The Great Omar was booked for its American crossing on 6 April, but due to the coal strike no further freight was taken on board. The book thus left Southampton on the next available ship, four days later. The carrier was the SS Titanic, and it was not long before the weather conditions that had claimed Scott’s life had sunk that ship, and killed 1,517 of its passengers. On board, amongst the richly bejewelled first-class passengers, there was also a haul of over $200 million worth of diamonds, shipped by two brothers from Switzerland, as well as the 1,051 precious stones adorning Francis Sangorski’s masterpiece.
Labelled ‘unsinkable’ by the Vice-President of the White Star Line, the Titanic was both the largest and the most luxurious (if you were in First Class) liner ever launched. What happened, though, was no surprise to any seaman. Joseph Conrad, responding to the formal inquiry into the sinking of the ship, was exasperated, and literal: ‘the ship scraped her side against a piece of ice, and sank after floating for two hours and a half, taking a lot of people down with her.’
Thomas Hardy took a similar line: if you have a genuinely immovable object, it will scupper an allegedly irresistible force. His 1915 poem ‘The Convergence of the Twain: Lines on the Loss of the Titanic’ is an appropriate epitaph for both that great ship, and for Sangorski’s Omar:
Jewels in joy designed
To ravish the sensuous mind
Lie lightless, all their sparkles bleared and black and blind.
Vanity, all is vanity. Like Conrad, who recoiled at the ‘vulgar demand of a few moneyed people for a banal hotel luxury’, Hardy’s focus is on the colossal extravagance of the Titanic, and its collision (or convergence) with the iceberg attains an eerie moral inevitability. No mention is made of the loss of life.
The loss of the Great Omar, like the loss of the Titanic, teases the mind with questions about how such a fate might have been averted. The great bindery that created the Rubaiyat, having preserved the elaborate designs, was immediately anxious to produce another copy. No one was likely to raise the Titanic, but Sangorski and Sutcliffe could resurrect their Omar. Within two weeks, the firm wrote a letter to the Telegraph:
We, as designers and binders of this book have pleasure in stating that all the designs were copyrighted by us, and are still in our possession; and we would beg to point out that instead of working to no definite plan the work was executed from working designs every detail of which is recorded … it is quite possible for us to reproduce the whole work.
But tragedy followed tragedy: On 1 July 1912, some ten weeks after the ship sank, Francis Sangorski, while bathing in the sea at Selsey Bay in Sussex, went bravely to the rescue of a woman who was drowning. He saved her life but was himself sucked under by the current, and died at the age of thirty-seven.
His widow, Frances, was left with four young children. For a time she worked for the firm, which was now being steered steadily through the war years by the capable George Sutcliffe, who, though lacking the genius of his former partner, continued to produce elaborate jewelled bindings. Indeed, during the first year of the war the bindery sold that jewelled copy of Keats’s Some Poems for £1,400, a sum that confirmed that the Omar had been fairly priced by Sotheran’s, and must have made Gabriel Weiss regret having dithered about his purchase of it, for, had he bought it in the first instance, it surely would have survived.
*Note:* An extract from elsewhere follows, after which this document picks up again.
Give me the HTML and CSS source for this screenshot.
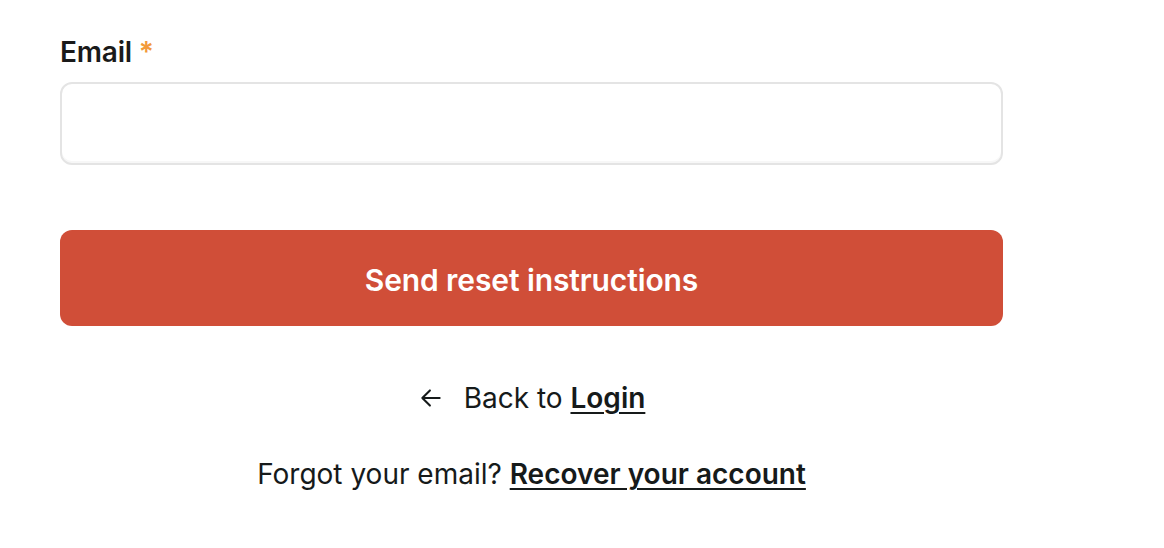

Curiously, when a second Omar was finally made, even George Sutcliffe didn’t know about it. His nephew, the immensely able Stanley Bray, who had access to the original designs, conceived the notion of making another copy on his own, after returning from work each day at the bindery. It took him seven years, and was finished in 1939.
But the Second World War was then inevitable, and the securely packaged book was placed in a bank vault in the City of London. Two years later, after heavy bombing of the City, and a resulting spate of fierce fires driven by wind, the book was destroyed, literally melting in the heat. All that was left – Thomas Hardy would have appreciated this – was the jewels, which were later rescued from their congealed leather binding. In John Stonehouse’s sad appraisal, ‘a fatality seemed to follow the book.’ Or perhaps the book caused th
e fatality? ‘I come like water, and like the wind, I go’, as Omar put it.
But it was curiously determined not to be lost to the world, the Sangorski Omar, anxious to be reborn. Towards the end of his life Stanley Bray attempted yet another copy, which can now be found at the British Library, though it is less distinguished than the 1911 version.
It wasn’t until 1998, when his firm moved offices to Bankside, that Rob Shepherd, searching for the first time through the archive of the old firm of Sangorski and Sutcliffe, discovered that the complete designs for the 1911 Rubaiyat had unexpectedly been preserved. It was, he says, ‘an unforgettable experience’, which confirmed in full detail just how magnificent a work the original binding had been. The records were complete: the preliminary sketches and a full book of Sangorski’s tooling patterns and designs were accompanied by a set of glass negatives of the binding, and the original black-and-white photographs of it. Everything you would need, if the right commission were offered, to make yet another copy.
Alas, there are no more John Stonehouses in the rare book world, but there are still avid collectors of such material. If any of them has the requisite £333,000, the Great Omar might just rise again.
It’s a nice thought, but it isn’t likely to happen. There are plenty of collectors, of both rare books and of fine bindings, who could afford such a price, but the binding that Sangorski so triumphantly provided for the Great Omar is now an anachronism which has to be appreciated in its historical context, as Rob Shepherd acknowledges:
To some modern eyes, its opulence and excessive decoration seem rather absurd, but in the context of Edwardian England, Sangorski’s extravagant interpretation of Khayyam’s verses fits perfectly with the spirit of his time. The First World War brought that period of opulence to an abrupt end, but the book remains a potent symbol of the innocence and confidence of those pre-War years. After 1918, the world is a very different place.